The National Park Service, Shepherd University, and Eastern National, the battlefield cooperative association, are sponsoring a Saturday evening lecture series, titled “Remembering the Fallen—The Service and Sacrifice of the American Soldier,” commemorating the 150th anniversary of Antietam National Cemetery. The lectures, which begin August 26, will take place in Shepherd’s Erma Ora Byrd Hall at 7 p.m. and are free and open to the public.
Dr. Mary J.C. Hendrix, Shepherd president, and Dr. Susan Trail, superintendent of Antietam National Battlefield, will make opening remarks at the the first lecture. The series will lead up to anniversary events planned for Sunday, September 17, at the cemetery. The lectures include:
- August 26—Dr. Edward Linenthal, a lecture titled “Sacred Ground: Americans and Their Battlefields: An Illustrated Lecture.” Linenthal is author of “Sacred Ground: Americans and Their Battlefields,” “Preserving Memory: The Struggle to Create America’s Holocaust Museum,” and “The Unfinished Bombing: Oklahoma City in American Memory.”
- September 2—Dr. Mitchell Yockelson, a lecture titled “Over There and Back: The American Doughboy Experience during the Great War.” Yockelson wrote “Forty-Seven Days: How Pershing’s Warriors Came of Age to Defeat the German Army in World War I” and “Borrowed Soldiers: Americans under British Command, 1918.”

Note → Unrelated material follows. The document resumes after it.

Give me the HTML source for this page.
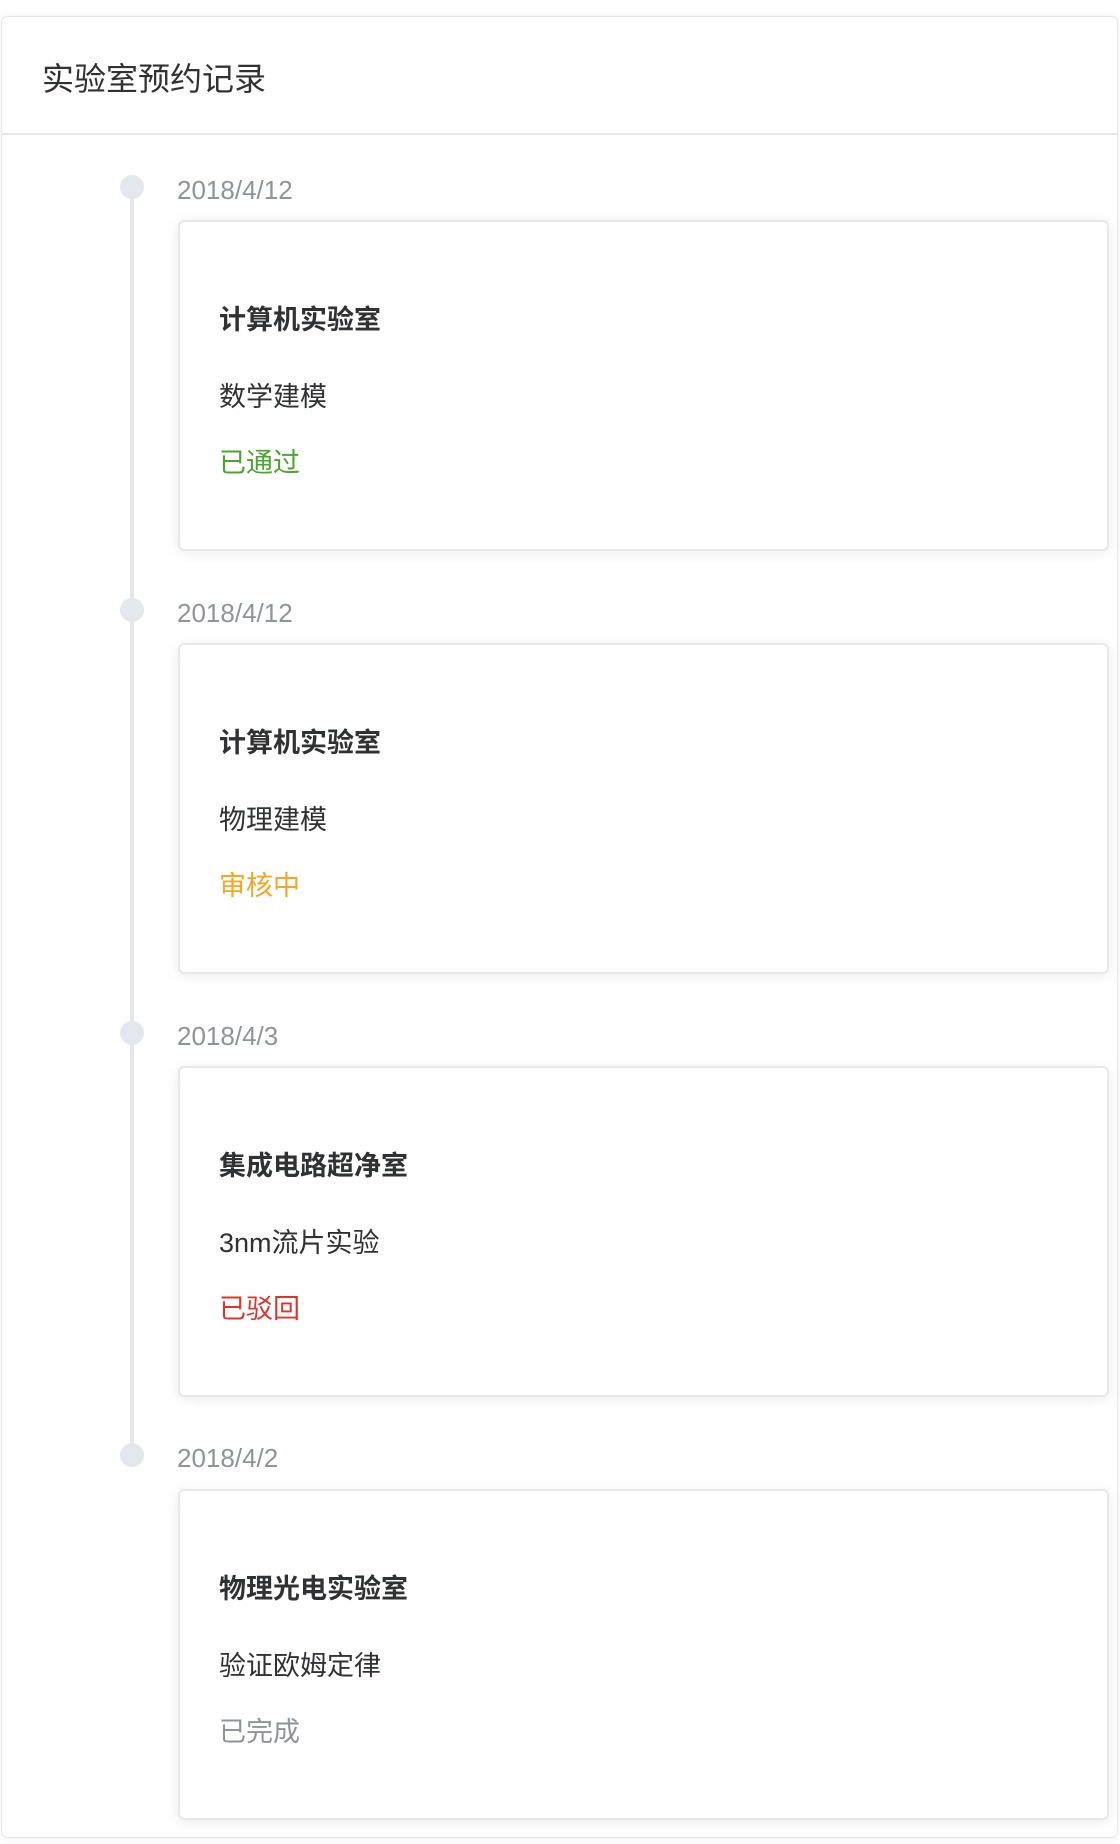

- September 9—Dr. John C. McManus, a lecture titled “The Fallen American Soldiers of World War II: Their World of Combat.” McManus is the author of “The Americans at D-Day: The American Experience at the Normandy Invasion,” “Deadly Sky: The American Combat Airman in World War II,” “The Deadly Brotherhood: The American Combat Soldier in World War II,” and “Grunts: Inside the American Infantry Combat Experience, World War II Through Iraq.”